The connected car and customer experience reveals a new opportunity for carmakers to dial into real customer behavior and desires around connected cars and autonomous cars. The Connected car and the autonomous car are powerful services that will help transform how people move around, and they are emerging during an era of unprecedented volatility in markets. I’ll wager that there’s never been a better or more challenging time to be a carmaker because opportunities and threats have never been higher. I’ve been fortunate to meet product managers and engineers who are pioneering connected and autonomous car services. I’ve also been meeting leaders in the Internet of Things (smart devices), of which the connected car is a part.
My crystal ball says that the connected car is a bet-the-brand proposition for carmakers because it directly addresses competing on customer experience, the most disruptive trend of all. As I detailed in The Social Channel, we have moved from a product/service-based economy toward an experience economy. Even IT analyst Gartner has proclaimed that customer experience is the final battleground for firms. Established product brands that miss the significance of this shift will probably not survive.

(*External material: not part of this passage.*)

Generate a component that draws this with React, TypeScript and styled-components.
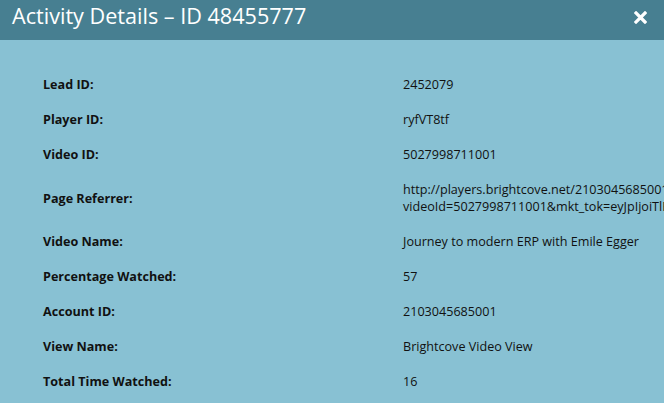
import React from 'react';
import styled, { createGlobalStyle } from 'styled-components';

const GlobalStyle = createGlobalStyle`
  html, body {
    margin: 0;
    padding: 0;
    background: #88c1d3;
    overflow: hidden;
  }
  body {
    font-family: "Open Sans", "Liberation Sans", sans-serif;
  }
`;

const Dialog = styled.div`
  width: 664px;
  height: 403px;
  background: #88c1d3;
  overflow: hidden;
`;

const TitleBar = styled.div`
  height: 40px;
  background: #477f91;
  display: flex;
  align-items: flex-start;
  justify-content: space-between;
  padding: 1px 17px 0 12px;
  box-sizing: border-box;
`;

const Title = styled.h2`
  margin: 0;
  font-size: 21.6px;
  font-weight: 400;
  color: #fff;
  white-space: nowrap;
`;

const CloseButton = styled.button`
  width: 14px;
  height: 14px;
  margin-top: 9px;
  padding: 0;
  border: none;
  background: none;
  display: flex;
  align-items: center;
  justify-content: center;
  cursor: pointer;
`;

const Body = styled.div`
  padding: 27px 0 0 43px;
`;

const Details = styled.div`
  display: grid;
  grid-template-columns: 360px max-content;
`;

const Label = styled.div`
  font-size: 12.6px;
  font-weight: 700;
  color: #111;
  line-height: 17px;
  padding: 9px 0;
  display: flex;
  align-items: center;
`;

const Value = styled.div`
  font-size: 12.6px;
  font-weight: 400;
  color: #111;
  line-height: 17px;
  padding: 9px 0;
  white-space: nowrap;
  display: flex;
  flex-direction: column;
  justify-content: center;
`;

const rows: [string, string[]][] = [
  ['Lead ID:', ['2452079']],
  ['Player ID:', ['ryfVT8tf']],
  ['Video ID:', ['5027998711001']],
  [
    'Page Referrer:',
    [
      'http://players.brightcove.net/2103045685001/default_default/index.html?',
      'videoId=5027998711001&mkt_tok=eyJpIjoiTlRjM01qZzFNekJrTlRZMyIsInQiOiJ',
    ],
  ],
  ['Video Name:', ['Journey to modern ERP with Emile Egger']],
  ['Percentage Watched:', ['57']],
  ['Account ID:', ['2103045685001']],
  ['View Name:', ['Brightcove Video View']],
  ['Total Time Watched:', ['16']],
];

const CloseIcon = () => (
  <svg width="13" height="13" viewBox="0 0 13 13">
    <path d="M2 2 L11 11 M11 2 L2 11" stroke="#fff" strokeWidth="3.2" strokeLinecap="square" />
  </svg>
);

export default function App() {
  return (
    <Dialog>
      <GlobalStyle />
      <TitleBar>
        <Title>Activity Details – ID 48455777</Title>
        <CloseButton aria-label="Close">
          <CloseIcon />
        </CloseButton>
      </TitleBar>
      <Body>
        <Details>
          {rows.map(([label, lines]) => (
            <React.Fragment key={label}>
              <Label>{label}</Label>
              <Value>
                {lines.map((l) => (
                  <span key={l}>{l}</span>
                ))}
              </Value>
            </React.Fragment>
          ))}
        </Details>
      </Body>
    </Dialog>
  );
}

But there’s a silver lining for carmakers that can help them de-risk connected car services. Experiential social media finds and engages any firm’s most valuable stakeholders in digital public where they’re forming their opinions about all these changes. It’s a game-changing opportunity to inform their development of connected car and autonomous car products/services.

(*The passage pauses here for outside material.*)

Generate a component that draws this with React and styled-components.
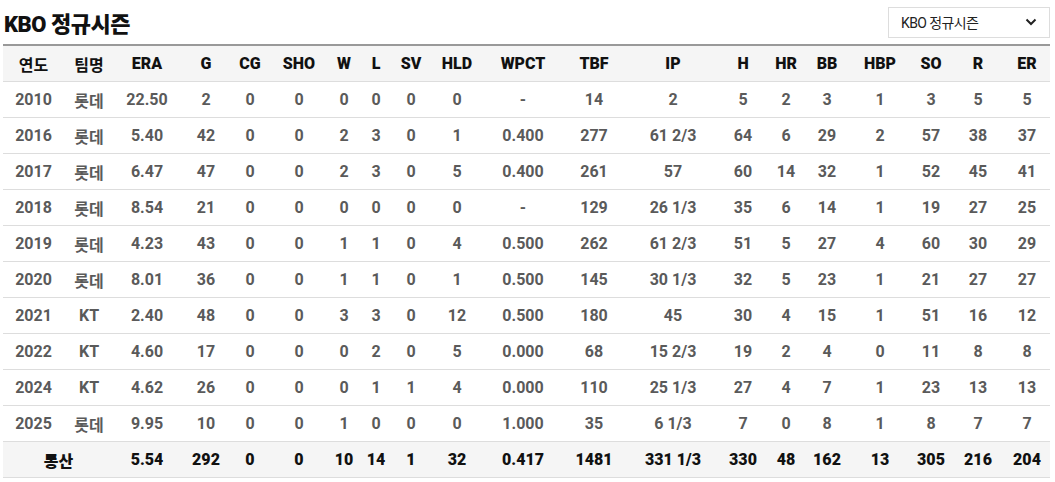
import React from "react";
import styled, { createGlobalStyle } from "styled-components";

const Global = createGlobalStyle`
  html, body { margin: 0; padding: 0; background: #fff; }
  body { font-family: Roboto, "Noto Sans CJK KR", sans-serif; }
`;

const Wrap = styled.div`
  width: 1055px;
  padding: 6px 5px 0 3px;
  box-sizing: border-box;
`;

const TopBar = styled.div`
  display: flex;
  align-items: center;
  justify-content: space-between;
  height: 32px;
  margin-bottom: 6px;
`;

const Title = styled.h2`
  margin: 0;
  padding-left: 1px;
  font-family: Roboto, "Noto Sans CJK KR", sans-serif;
  font-size: 22px;
  font-weight: 900;
  letter-spacing: -0.5px;
  color: #111;
`;

const Select = styled.div`
  width: 162px;
  height: 31px;
  box-sizing: border-box;
  border: 1px solid #ddd;
  display: flex;
  align-items: center;
  justify-content: space-between;
  padding: 0 12px 0 12px;
  font-family: Roboto, "Noto Sans CJK KR", sans-serif;
  font-size: 14px;
  color: #222;
  letter-spacing: -0.6px;
`;

const Table = styled.table`
  width: 1047px;
  border-collapse: collapse;
  table-layout: fixed;
  font-family: Roboto, "Noto Sans CJK KR", sans-serif;
  font-size: 16px;
  font-weight: 700;
  text-align: center;
`;

const HeadRow = styled.tr`
  background: #f5f5f5;
  border-top: 2px solid #999;
  border-bottom: 1px solid #ddd;
`;

const Th = styled.th`
  height: 35px;
  padding: 0;
  color: #111;
  font-family: ${(p) => (p.$ko ? '"Noto Sans CJK KR", sans-serif' : 'Roboto, "Noto Sans CJK KR", sans-serif')};
  font-weight: ${(p) => (p.$ko ? 700 : 900)};
  font-size: 16px;
`;

const Row = styled.tr`
  border-bottom: 1px solid #ddd;
  background: ${(p) => (p.$total ? "#f5f5f5" : "#fff")};
`;

const Td = styled.td`
  height: 35px;
  padding: 0;
  color: ${(p) => (p.$total ? "#111" : "#5a5a5a")};
  font-weight: ${(p) => (p.$total ? 900 : 700)};
  white-space: nowrap;
`;

const cols = [61, 50, 66, 52, 36, 62, 28, 36, 34, 58, 74, 68, 90, 50, 36, 46, 60, 42, 52, 46];
const heads = ["연도", "팀명", "ERA", "G", "CG", "SHO", "W", "L", "SV", "HLD", "WPCT", "TBF", "IP", "H", "HR", "BB", "HBP", "SO", "R", "ER"];

const rows = [
  ["2010", "롯데", "22.50", "2", "0", "0", "0", "0", "0", "0", "-", "14", "2", "5", "2", "3", "1", "3", "5", "5"],
  ["2016", "롯데", "5.40", "42", "0", "0", "2", "3", "0", "1", "0.400", "277", "61 2/3", "64", "6", "29", "2", "57", "38", "37"],
  ["2017", "롯데", "6.47", "47", "0", "0", "2", "3", "0", "5", "0.400", "261", "57", "60", "14", "32", "1", "52", "45", "41"],
  ["2018", "롯데", "8.54", "21", "0", "0", "0", "0", "0", "0", "-", "129", "26 1/3", "35", "6", "14", "1", "19", "27", "25"],
  ["2019", "롯데", "4.23", "43", "0", "0", "1", "1", "0", "4", "0.500", "262", "61 2/3", "51", "5", "27", "4", "60", "30", "29"],
  ["2020", "롯데", "8.01", "36", "0", "0", "1", "1", "0", "1", "0.500", "145", "30 1/3", "32", "5", "23", "1", "21", "27", "27"],
  ["2021", "KT", "2.40", "48", "0", "0", "3", "3", "0", "12", "0.500", "180", "45", "30", "4", "15", "1", "51", "16", "12"],
  ["2022", "KT", "4.60", "17", "0", "0", "0", "2", "0", "5", "0.000", "68", "15 2/3", "19", "2", "4", "0", "11", "8", "8"],
  ["2024", "KT", "4.62", "26", "0", "0", "0", "1", "1", "4", "0.000", "110", "25 1/3", "27", "4", "7", "1", "23", "13", "13"],
  ["2025", "롯데", "9.95", "10", "0", "0", "1", "0", "0", "0", "1.000", "35", "6 1/3", "7", "0", "8", "1", "8", "7", "7"],
];

const total = ["5.54", "292", "0", "0", "10", "14", "1", "32", "0.417", "1481", "331 1/3", "330", "48", "162", "13", "305", "216", "204"];

const Chevron = () => (
  <svg width="12" height="8" viewBox="0 0 12 8">
    <path d="M1.5 1.5 L6 6 L10.5 1.5" fill="none" stroke="#222" strokeWidth="2" />
  </svg>
);

export default function App() {
  return (
    <Wrap>
      <Global />
      <TopBar>
        <Title>KBO 정규시즌</Title>
        <Select>
          <span>KBO 정규시즌</span>
          <Chevron />
        </Select>
      </TopBar>
      <Table>
        <colgroup>
          {cols.map((w, i) => (
            <col key={i} style={{ width: w }} />
          ))}
        </colgroup>
        <thead>
          <HeadRow>
            {heads.map((h, i) => (
              <Th key={h} $ko={i < 2}>{h}</Th>
            ))}
          </HeadRow>
        </thead>
        <tbody>
          {rows.map((r) => (
            <Row key={r[0]}>
              {r.map((c, i) => (
                <Td key={i}>{c}</Td>
              ))}
            </Row>
          ))}
          <Row $total>
            <Td $total colSpan={2}>통산</Td>
            {total.map((c, i) => (
              <Td $total key={i}>{c}</Td>
            ))}
          </Row>
        </tbody>
      </Table>
    </Wrap>
  );
}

Below, I’ve shared some off-the-cuff suggestions for carmakers, but they will also apply to firms that make any product that’s becoming smart.
The Nexus of Competition
Since connected car services are in their infancy, competing successfully against other carmakers, not to mention disruptors like Google, Apple, Uber, Zubie and hundreds more, will depend on understanding what experiences customers want while realizing that their desires will morph rapidly. Legacy research methods rely on long-cycle processes and small data sets, so they’ll always lag customer desires, and that can be lethal in such a fast moving market. Experiential social media analyzes real behavior when people are interacting with their peers, not self-reported behavior, which is well meant but often doesn’t reflect real behavior.
Deep and broad understanding of customer experience and outcomes will enable carmakers to craft and iterate value propositions and differentiating features that customers love. Customers’ thoughts about connected car are grounded in outcomes, not product features. Most brands’ messaging is based on product features, so there’s a disconnect. Experiential helps carmakers speak customers’ language.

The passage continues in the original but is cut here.